There is a period in everyone’s childhood when we begin to look for the notice and approval of some older, adult person. We want them to be impressed by us, to see the seriousness and validity of ourselves and our thoughts, and to engage us as adults. Most of our adolescence is spent thinking of, at least subconsciously, this ideal adult.
Almost all of us misapprehend who exactly this adult is. We focus on a parent or a neighbor or a priest or deacon or whomever. We expend a great deal of energy trying to force our knowledge of that person into the mold we have created; into the skin of our ideal adult. It does not become obvious to us until much later (if ever) that none of those surrogates were actually the ideal adult we wanted approval and serious consideration from.
Perhaps then it is ourselves that we were looking for without knowing it. Perhaps those adolescent longings for the perfect adult, the perfect parent, were the first inklings in our young minds of the people we wished to become.
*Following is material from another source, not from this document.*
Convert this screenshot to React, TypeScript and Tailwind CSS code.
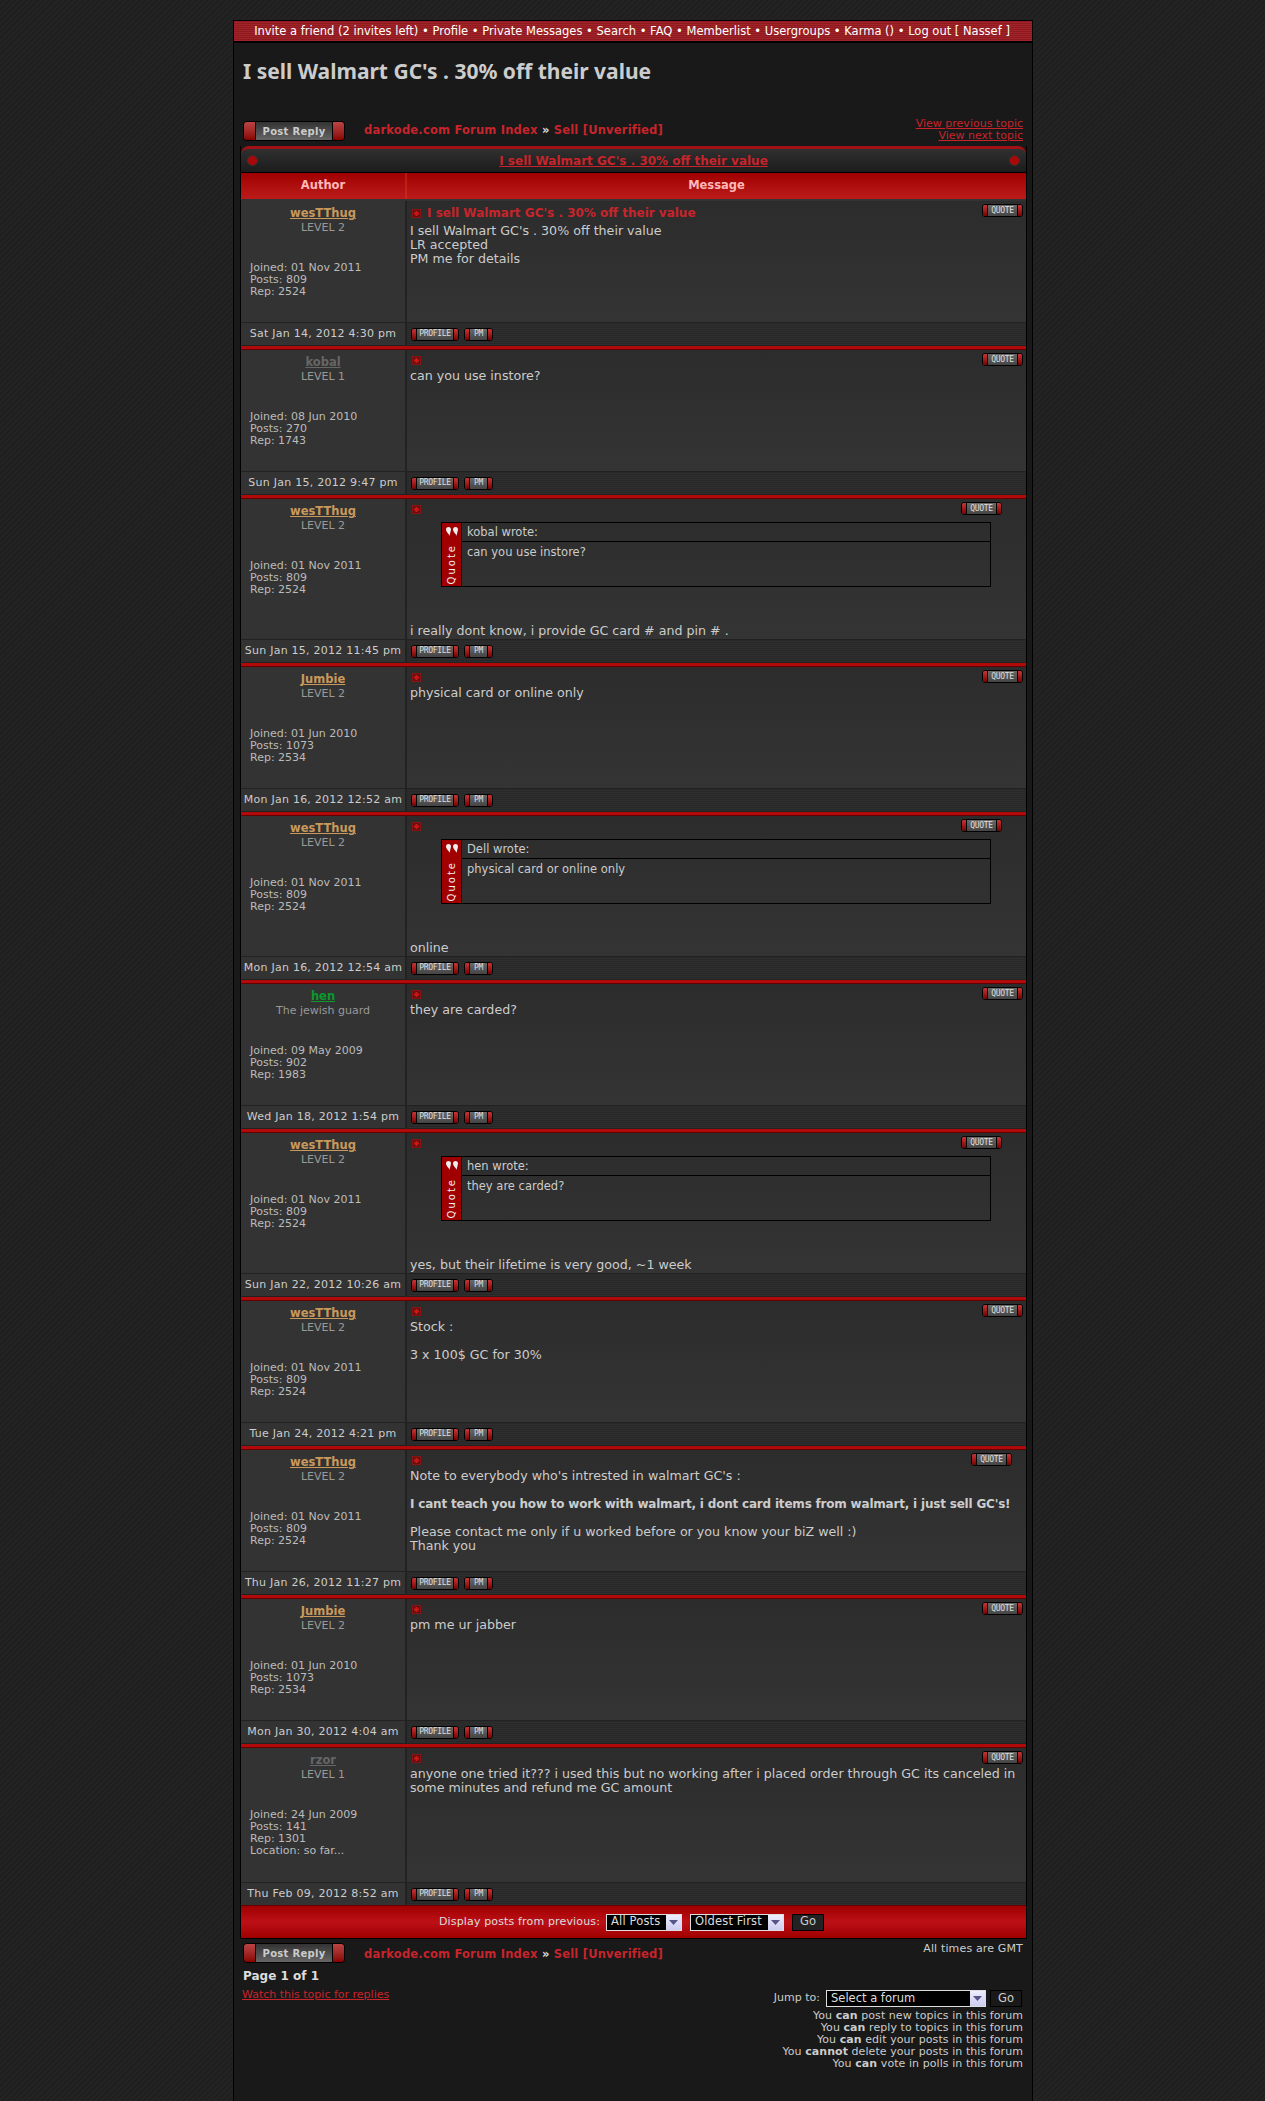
import React from "react";

const SANS = "font-['DejaVu_Sans','Liberation_Sans',sans-serif]";

function SmallBtn({ label, w }: { label: string; w: string }) {
  return (
    <span className={`flex h-[13px] ${w} rounded-[3px] border border-black bg-[#555] overflow-hidden`}>
      <span className="w-[4px] bg-gradient-to-b from-[#c33] to-[#700]" />
      <span className="flex-1 flex items-center justify-center bg-gradient-to-b from-[#6a6a6a] to-[#444] border-x border-black text-[8px] tracking-[-0.3px] leading-none text-[#ddd] font-['DejaVu_Sans_Mono',monospace]">
        {label}
      </span>
      <span className="w-[4px] bg-gradient-to-b from-[#c33] to-[#700]" />
    </span>
  );
}

function PostReply() {
  return (
    <span className="flex h-[20px] w-[102px] rounded-[4px] border border-black overflow-hidden">
      <span className="w-[11px] bg-gradient-to-b from-[#b44] to-[#800]" />
      <span className="flex-1 flex items-center justify-center bg-gradient-to-b from-[#333] to-[#666] border-x border-black text-[10px] font-bold tracking-[0.3px] text-[#ccc]">
        Post Reply
      </span>
      <span className="w-[11px] bg-gradient-to-b from-[#b44] to-[#800]" />
    </span>
  );
}

function Breadcrumb() {
  return (
    <span className="text-[11.5px] font-bold tracking-[0.2px] text-[#c8242b]">
      darkode.com Forum Index <span className="text-[#ddd]">»</span> Sell [Unverified]
    </span>
  );
}

function Fake({ w, children }: { w: string; children: React.ReactNode }) {
  return (
    <span className={`flex h-[17px] ${w} border border-[#ddd] bg-black text-[11.5px] text-[#ddd] items-center`}>
      <span className="flex-1 pl-[4px] whitespace-nowrap overflow-hidden">{children}</span>
      <span className="w-[15px] h-full flex items-center justify-center bg-gradient-to-b from-[#eef] to-[#cce]">
        <svg width="9" height="5" viewBox="0 0 9 5"><path d="M0 0h9L4.5 5z" fill="#55558a" /></svg>
      </span>
    </span>
  );
}

function Go({ bg }: { bg: string }) {
  return (
    <span className={`flex h-[17px] w-[32px] border border-black ${bg} text-[11.5px] text-[#ccc] items-center justify-center`}>Go</span>
  );
}

type PostT = {
  name: string; color: string; level: string; joined: string; posts: string; rep: string; extra?: string;
  date: string; h: string; qm?: string; subject?: string; quote?: [string, string]; body?: React.ReactNode; last?: boolean;
};

const wes = { name: "wesTThug", color: "text-[#c9995c]", level: "LEVEL 2", joined: "01 Nov 2011", posts: "809", rep: "2524" };
const jum = { name: "Jumbie", color: "text-[#c9995c]", level: "LEVEL 2", joined: "01 Jun 2010", posts: "1073", rep: "2534" };

const posts: PostT[] = [
  { ...wes, date: "Sat Jan 14, 2012 4:30 pm", h: "h-[121px]", subject: "I sell Walmart GC's . 30% off their value",
    body: <>I sell Walmart GC's . 30% off their value<br />LR accepted<br />PM me for details</> },
  { name: "kobal", color: "text-[#666]", level: "LEVEL 1", joined: "08 Jun 2010", posts: "270", rep: "1743", date: "Sun Jan 15, 2012 9:47 pm", h: "h-[121px]", body: "can you use instore?" },
  { ...wes, date: "Sun Jan 15, 2012 11:45 pm", h: "h-[140px]", qm: "mr-[21px]", quote: ["kobal wrote:", "can you use instore?"], body: "i really dont know, i provide GC card # and pin # ." },
  { ...jum, date: "Mon Jan 16, 2012 12:52 am", h: "h-[121px]", body: "physical card or online only" },
  { ...wes, date: "Mon Jan 16, 2012 12:54 am", h: "h-[140px]", qm: "mr-[21px]", quote: ["Dell wrote:", "physical card or online only"], body: "online" },
  { name: "hen", color: "text-[#0a9a2a]", level: "The jewish guard", joined: "09 May 2009", posts: "902", rep: "1983", date: "Wed Jan 18, 2012 1:54 pm", h: "h-[121px]", body: "they are carded?" },
  { ...wes, date: "Sun Jan 22, 2012 10:26 am", h: "h-[140px]", qm: "mr-[21px]", quote: ["hen wrote:", "they are carded?"], body: "yes, but their lifetime is very good, ~1 week" },
  { ...wes, date: "Tue Jan 24, 2012 4:21 pm", h: "h-[121px]", body: <>Stock :<br /><br />3 x 100$ GC for 30%</> },
  { ...wes, date: "Thu Jan 26, 2012 11:27 pm", h: "h-[121px]", qm: "mr-[11px]",
    body: <>Note to everybody who's intrested in walmart GC's :<br /><br /><b className="text-[12px] tracking-[-0.2px] whitespace-nowrap">I cant teach you how to work with walmart, i dont card items from walmart, i just sell GC's!</b><br /><br />Please contact me only if u worked before or you know your biZ well :)<br />Thank you</> },
  { ...jum, date: "Mon Jan 30, 2012 4:04 am", h: "h-[121px]", body: "pm me ur jabber" },
  { name: "rzor", color: "text-[#666]", level: "LEVEL 1", joined: "24 Jun 2009", posts: "141", rep: "1301", extra: "Location: so far...", date: "Thu Feb 09, 2012 8:52 am", h: "h-[134px]", last: true,
    body: "anyone one tried it??? i used this but no working after i placed order through GC its canceled in some minutes and refund me GC amount" },
];

function MiniIcon() {
  return (
    <svg width="9" height="9" viewBox="0 0 9 9" className="shrink-0">
      <rect x="0" y="0" width="9" height="9" fill="#631010" />
      <rect x="0.5" y="0.5" width="8" height="8" fill="none" stroke="#8a1414" />
      <path d="M3.500 2h2v1.500h1.500v2h-1.500v1.500h-2v-1.500h-1.500v-2h1.500z" fill="#c81818" />
    </svg>
  );
}

function Post({ p }: { p: PostT }) {
  return (
    <div>
      <div className="grid grid-cols-[166px_1fr] border-b border-[#222]">
        <div className={`${p.h} bg-[#333] border-r-2 border-[#222] pt-[6px] text-[11px] leading-[12px] text-[#bbb]`}>
          <div className={`text-center text-[11.5px] leading-[12px] font-bold underline ${p.color}`}>{p.name}</div>
          <div className="text-center mt-[3px] text-[#999]">{p.level}</div>
          <div className="pl-[9px] mt-[28px]">
            Joined: {p.joined}<br />Posts: {p.posts}<br />Rep: {p.rep}
            {p.extra && <><br />{p.extra}</>}
          </div>
        </div>
        <div className={`${p.h} bg-gradient-to-b from-[#2c2c2c] to-[#343434] pl-[3px] pr-[3px] pt-[3px] flex flex-col text-[12.65px] leading-[14px] text-[#ccc]`}>
          <div className="flex justify-between items-start h-[17px] shrink-0">
            <div className="pl-[2px] pt-[3px] flex items-center gap-[6px] leading-none">
              <MiniIcon />
              {p.subject && <span className="font-bold text-[12px] text-[#c8242b]">{p.subject}</span>}
            </div>
            <span className={p.qm}><SmallBtn label="QUOTE" w="w-[41px]" /></span>
          </div>
          {p.quote ? (
            <>
              <div className="ml-[31px] mr-[32px] mt-[3px] h-[65px] border border-black flex">
                <div className="w-[20px] bg-[#a00000] border-r border-black flex flex-col items-center justify-between pt-[4px] pb-[2px] text-[#eee]">
                  <svg width="12" height="9" viewBox="0 0 12 9" fill="#eee">
                    <path d="M0 2.500a2.500 2.500 0 0 1 5 0C5 3 4 7 3.500 9 3.300 7 0 5 0 2.500zM7 2.500a2.500 2.500 0 0 1 5 0C12 3 11 7 10.500 9 10.300 7 7 5 7 2.500z" />
                  </svg>
                  <span className="[writing-mode:vertical-rl] rotate-180 text-[10px] font-normal leading-none tracking-[2px]">Quote</span>
                </div>
                <div className="flex-1 flex flex-col text-[11.5px]">
                  <div className="h-[19px] border-b border-black pl-[5px] pt-[2px] text-[#ccc]">{p.quote[0]}</div>
                  <div className="pl-[5px] pt-[3px] text-[#ccc]">{p.quote[1]}</div>
                </div>
              </div>
              <div className="mt-auto pb-[1px]">{p.body}</div>
            </>
          ) : (
            <div className={p.subject ? "mt-[3px]" : "-mt-[1px]"}>{p.body}</div>
          )}
        </div>
      </div>
      <div className="grid grid-cols-[166px_1fr] h-[22px]">
        <div className="bg-[#333] border-r-2 border-[#222] flex items-center justify-center text-[11px] tracking-[0.25px] text-[#ccc] whitespace-nowrap">{p.date}</div>
        <div className="bg-[repeating-linear-gradient(0deg,#2e2e2e_0px,#2e2e2e_1px,#282828_1px,#282828_2px)] flex items-center pl-[4px] gap-[5px]">
          <SmallBtn label="PROFILE" w="w-[48px]" />
          <SmallBtn label="PM" w="w-[29px]" />
        </div>
      </div>
      {!p.last && <div className="h-[5px] bg-[#222] pt-[1px]"><div className="h-[4px] bg-[#b00a0a] border-b border-[#600]" /></div>}
    </div>
  );
}

export default function App() {
  const perms: [string, string, string][] = [
    ["You ", "can", " post new topics in this forum"],
    ["You ", "can", " reply to topics in this forum"],
    ["You ", "can", " edit your posts in this forum"],
    ["You ", "cannot", " delete your posts in this forum"],
    ["You ", "can", " vote in polls in this forum"],
  ];
  return (
    <div className={`${SANS} min-h-[2101px] bg-[repeating-linear-gradient(135deg,#232323_0px,#232323_2px,#1f1f1f_2px,#1f1f1f_4px)] pt-[20px]`}>
      <div className="ml-[233px] w-[800px] min-h-[2081px] border-x border-t border-black bg-[#191919]">
        <div className="h-[22px] pt-[1px] border-b-2 border-black bg-[repeating-linear-gradient(0deg,#a0242a_0px,#a0242a_1px,#8e1a20_1px,#8e1a20_2px)] flex items-center justify-center text-[11.5px] text-white whitespace-nowrap pr-[2px]">
          Invite a friend (2 invites left) • Profile • Private Messages • Search • FAQ • Memberlist • Usergroups • Karma () • Log out [ Nassef ]
        </div>
        <h1 className="ml-[9px] mt-[13px] h-[64px] text-[21px] leading-[30px] font-bold text-[#ccc] font-['Noto_Sans',sans-serif] whitespace-nowrap">
          I sell Walmart GC's . 30% off their value
        </h1>
        <div className="flex items-start h-[26px] ml-[9px] mr-[9px]">
          <div className="mt-[1px]"><PostReply /></div>
          <div className="ml-[19px] mt-[2px] leading-[14px]"><Breadcrumb /></div>
          <div className="ml-auto text-right text-[11px] leading-[12px] text-[#c8242b] underline -mt-[2px]">
            View previous topic<br />View next topic
          </div>
        </div>
        <div className="ml-[6px] w-[787px] border-x border-b border-black">
          <div className="h-[27px] rounded-t-[8px] border-b border-black bg-gradient-to-b from-[#303030] to-[#1c1c1c] flex items-center justify-between px-[6px] border-t-[3px] border-t-[#a01015]">
            <span className="w-[11px] h-[11px] rounded-full bg-[#a80808] border border-[#333]" />
            <span className="text-[12px] font-bold underline text-[#c8242b]">I sell Walmart GC's . 30% off their value</span>
            <span className="w-[11px] h-[11px] rounded-full bg-[#a80808] border border-[#333]" />
          </div>
          <div className="grid grid-cols-[166px_1fr] h-[28px] border-b-2 border-[#333] bg-gradient-to-b from-[#a00000] to-[#bb1a1a] text-[11.5px] font-bold text-[#ffb8b8]">
            <div className="flex items-center justify-center border-r-2 border-[#c42]/40">Author</div>
            <div className="flex items-center justify-center">Message</div>
          </div>
          {posts.map((p, i) => <Post key={i} p={p} />)}
          <div className="h-[33px] bg-gradient-to-b from-[#a00000] via-[#bb1016] to-[#a00000] border-t border-[#600] flex items-center justify-center gap-[8px] pr-[4px] text-[11px] tracking-[0.15px] text-[#ddd]">
            <span className="mr-[-2px]">Display posts from previous:</span>
            <Fake w="w-[76px]">All Posts</Fake>
            <Fake w="w-[94px]">Oldest First</Fake>
            <Go bg="bg-[#222]" />
          </div>
        </div>
        <div className="flex items-start ml-[9px] mr-[9px] mt-[4px] h-[22px]">
          <PostReply />
          <div className="ml-[19px] mt-[3px] leading-[14px]"><Breadcrumb /></div>
          <div className="ml-auto text-[11px] leading-[12px] tracking-[0.15px] text-[#ccc]">All times are GMT</div>
        </div>
        <div className="ml-[9px] mt-[4px] text-[12px] leading-[14px] font-bold text-[#ddd]">Page 1 of 1</div>
        <div className="flex items-start justify-between mt-[2px] ml-[8px] mr-[9px]">
          <div className="text-[11px] leading-[12px] mt-[4px] underline text-[#c8242b]">Watch this topic for replies</div>
          <div className="flex flex-col items-end">
            <div className="flex items-center gap-[4px] mt-[5px] mr-[1px] text-[11px] text-[#ccc]">
              <span className="mr-[2px]">Jump to:</span>
              <Fake w="w-[160px]">Select a forum</Fake>
              <Go bg="bg-[#191919]" />
            </div>
            <div className="mt-[3px] text-right text-[11px] leading-[12px] tracking-[0.07px] text-[#ccc]">
              {perms.map((l, i) => <div key={i}>{l[0]}<b>{l[1]}</b>{l[2]}</div>)}
            </div>
          </div>
        </div>
      </div>
    </div>
  );
}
If so, we owe it to ourselves, and presumably to our children, to spare no effort in reflecting back on that ideal adult that we conjured as a child and check our progress against that ideal.
We sought the recognition and love of a then mythical figure, a person that did not yet exist because we had not yet grown to become them. We must then ask ourselves if we now have that love and recognition. Are we the person that we wanted so wholeheartedly as children to exist? Are we even close?